Diseases and Conditions

Neck pain

Treatment

The most common types of mild to moderate neck pain usually respond well to self-care within two or three weeks. If neck pain persists, your doctor might recommend other treatments.

Medications

Your doctor might prescribe stronger pain medicine than what you can get over-the-counter, as well as muscle relaxants and tricyclic antidepressants for pain relief.

Therapy

  • Physical therapy. A physical therapist can teach you correct posture, alignment and neck-strengthening exercises, and can use heat, ice, electrical stimulation and other measures to help ease your pain and prevent a recurrence.
  • Transcutaneous electrical nerve stimulation (TENS). Electrodes placed on your skin near the painful areas deliver tiny electrical impulses that may relieve pain.
  • Traction. Traction uses weights, pulleys or an air bladder to gently stretch your neck. This therapy, under supervision of a medical professional and physical therapist, may provide relief of some neck pain, especially pain related to nerve root irritation.
  • Short-term immobilization. A soft collar that supports your neck may help relieve pain by taking pressure off the structures in your neck. However, if used for more than three hours at a time or for more than one to two weeks, a collar might do more harm than good.

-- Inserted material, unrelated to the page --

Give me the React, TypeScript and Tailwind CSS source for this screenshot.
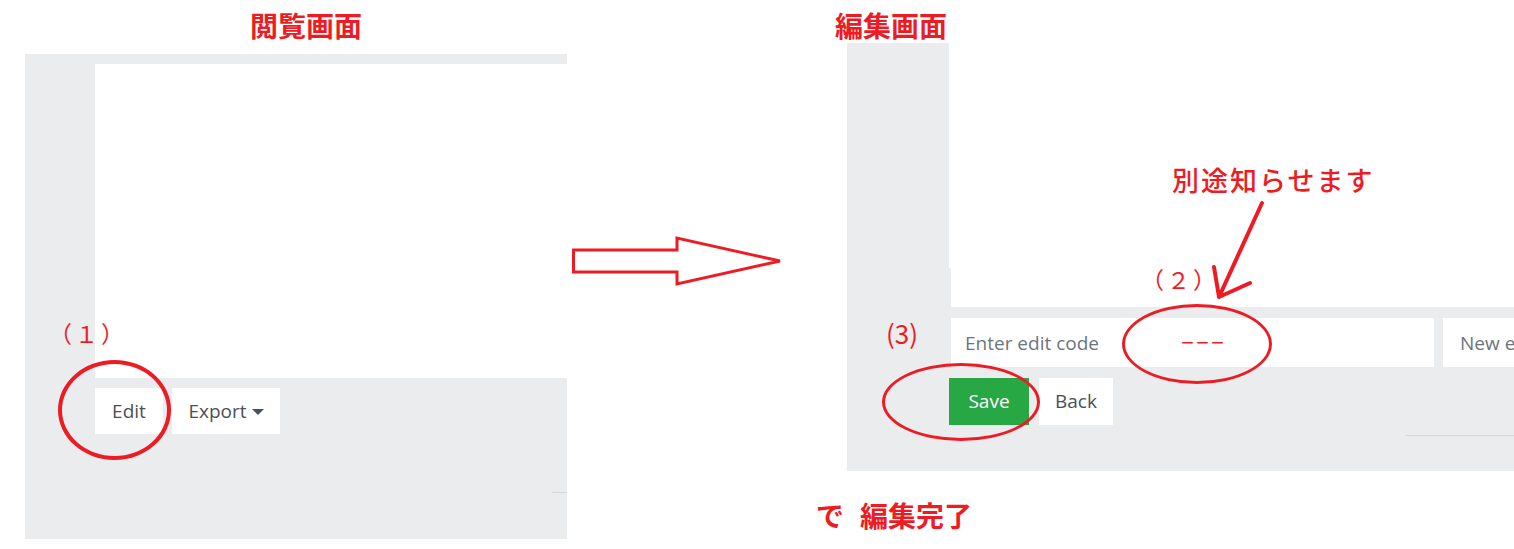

Surgical and other procedures

  • Steroid injections. Your doctor might inject corticosteroid medications near the nerve roots, into the small facet joints in the bones of the cervical spine or into the muscles in your neck to help with pain. Numbing medications, such as lidocaine, also can be injected to relieve your neck pain.
  • Surgery. Rarely needed for neck pain, surgery might be an option for relieving nerve root or spinal cord compression.